Un affrontement acharné (19 mars – 20 mai 1799)
Le 19 mars 1799, l’armée française, affaiblie par les combats précédents et les maladies, mais encore déterminée, commence à assiéger Akko. Bonaparte ne dispose pas d’artillerie de siège efficace, car les canons qu’il espérait utiliser ont été capturés par les Britanniques en mer. Il doit donc improviser avec des pièces d’artillerie de campagne insuffisantes pour percer les solides remparts de la ville.
Les troupes françaises tentent plusieurs assauts violents contre la ville. Mais les défenses ottomanes, renforcées par les Britanniques, tiennent bon. Chaque brèche ouverte dans les murs est immédiatement réparée, et chaque attaque est repoussée avec des pertes importantes pour les assaillants. Djezzar Pacha, bien retranché, mène une défense implacable, tandis que les renforts ottomans et britanniques arrivent régulièrement.
Bonaparte tente de saper le moral des défenseurs par des bombardements incessants et en exploitant des rumeurs sur sa puissance. Mais les habitants et les soldats ottomans restent fidèles à Djezzar Pacha, galvanisés par la perspective de défendre l’Empire contre l’envahisseur.
Alors que le siège s’éternise, l’armée française souffre de conditions de plus en plus difficiles. Le manque de ravitaillement, la chaleur, le manque d’eau potable et surtout une épidémie de peste ravagent les rangs français. Napoléon tente de maintenir le moral de ses hommes, mais les désertions et les pertes s’accumulent.
Le 1er mai 1799, un nouvel assaut français échoue encore une fois, et les Ottomans, avec le soutien des Britanniques, lancent une contre-attaque qui met en péril le camp français. Les renforts ottomans arrivent depuis Damas, et Bonaparte comprend que la situation est devenue intenable.
La retraite et les conséquences
Le 20 mai 1799, après 62 jours de siège infructueux, Napoléon abandonne la prise d’Akko et ordonne la retraite vers l’Égypte. Cette décision marque un échec cinglant pour lui, car la ville aurait été une clé stratégique pour dominer le Levant.
La retraite est éprouvante : les troupes françaises harassées doivent parcourir des centaines de kilomètres à travers le désert, traquées par les forces ottomanes et affaiblies par la maladie. Napoléon fait preuve de fermeté en ordonnant de laisser derrière les blessés gravement atteints, ce qui suscite des controverses.
À son retour en Égypte, il tente de masquer sa défaite en proclamant une victoire stratégique et en minimisant l’échec du siège d’Akko. Cependant, cet épisode marque un tournant dans la campagne d’Égypte : Napoléon comprend qu’il ne pourra pas établir un empire en Orient et commence à préparer son retour en France.

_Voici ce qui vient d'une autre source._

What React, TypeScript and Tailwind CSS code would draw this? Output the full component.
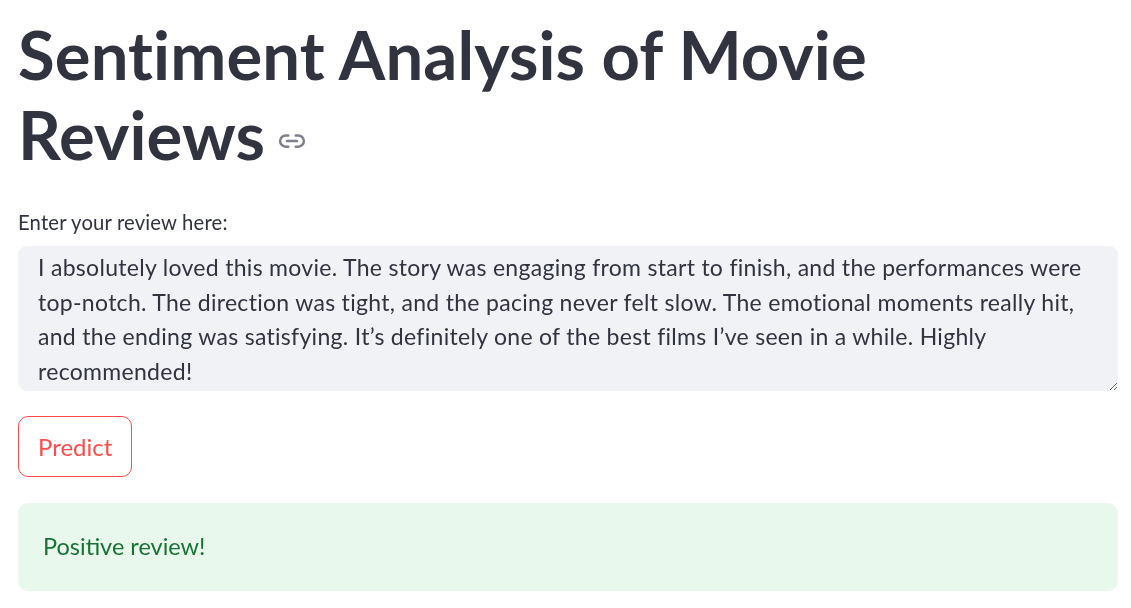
import { useState } from "react";

const review =
  "I absolutely loved this movie. The story was engaging from start to finish, and the performances were top-notch. The direction was tight, and the pacing never felt slow. The emotional moments really hit, and the ending was satisfying. It’s definitely one of the best films I’ve seen in a while. Highly recommended!";

function LinkIcon() {
  return (
    <svg width="30" height="30" viewBox="0 0 24 24" fill="none" className="text-[#7d808b]">
      <path
        d="M9 7.5H7a4.5 4.5 0 0 0 0 9h2M15 7.5h2a4.5 4.5 0 0 1 0 9h-2M8 12h8"
        stroke="currentColor"
        strokeWidth="2"
        strokeLinecap="round"
      />
    </svg>
  );
}

export default function App() {
  const [text, setText] = useState(review);

  return (
    <div className="min-h-screen bg-white pl-[18px] pr-[13px] pt-[14px] font-['Lato','Liberation_Sans',sans-serif] text-[#31333F]">
      <h1 className="text-[67px] font-bold leading-[80px] tracking-[0.1px]">
        Sentiment Analysis of Movie{" "}
        <span className="whitespace-nowrap">
          Reviews
          <span className="ml-[12px] inline-block align-[4px]">
            <LinkIcon />
          </span>
        </span>
      </h1>

      <label className="mt-[36px] block text-[20.3px] leading-[24px] tracking-[0.15px]">
        Enter your review here:
      </label>
      <textarea
        value={text}
        onChange={(e) => setText(e.target.value)}
        className="mt-[12px] block h-[145px] w-full resize-y rounded-[9px] bg-[#F0F2F6] px-5 py-[4px] text-[23px] leading-[34.5px] tracking-[0.3px] text-[#31333F] outline-none"
      />

      <button className="mt-[25px] rounded-[10px] border border-[#FF4B4B] bg-white px-[19px] py-[13px] text-[24px] leading-[33px] text-[#FF4B4B]">
        Predict
      </button>

      <div className="mt-[26px] flex h-[88px] items-center rounded-[10px] bg-[#E8F8EC] px-[25px] text-[23.5px] text-[#177233]">
        Positive review!
      </div>
    </div>
  );
}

Une défaite aux lourdes conséquences
Le siège d’Akko est l’un des premiers revers majeurs de Napoléon Bonaparte. Il démontre les limites de sa stratégie en dehors de l’Europe et souligne l’importance du contrôle naval, un domaine où les Britanniques dominent largement. Cet échec met un terme à ses ambitions orientales et accélère la fin de la campagne d’Égypte.
Djezzar Pacha, auréolé de gloire, devient un symbole de la résistance ottomane contre l’expansion française. Sidney Smith, quant à lui, renforce sa réputation en tant qu’adversaire clé de Napoléon.
Pour Napoléon, bien que cette défaite ne ternisse pas immédiatement son ascension politique en France, elle marque une leçon amère : il ne pourra jamais véritablement régner sur l’Orient. Cette expérience influencera ses futures campagnes militaires et sa vision de la guerre à grande échelle. Ainsi, le siège d’Akko en 1799 demeure une bataille emblématique des limites de l’expansion napoléonienne et du rôle crucial de la logistique, des alliances et du soutien naval dans la réussite des conquêtes.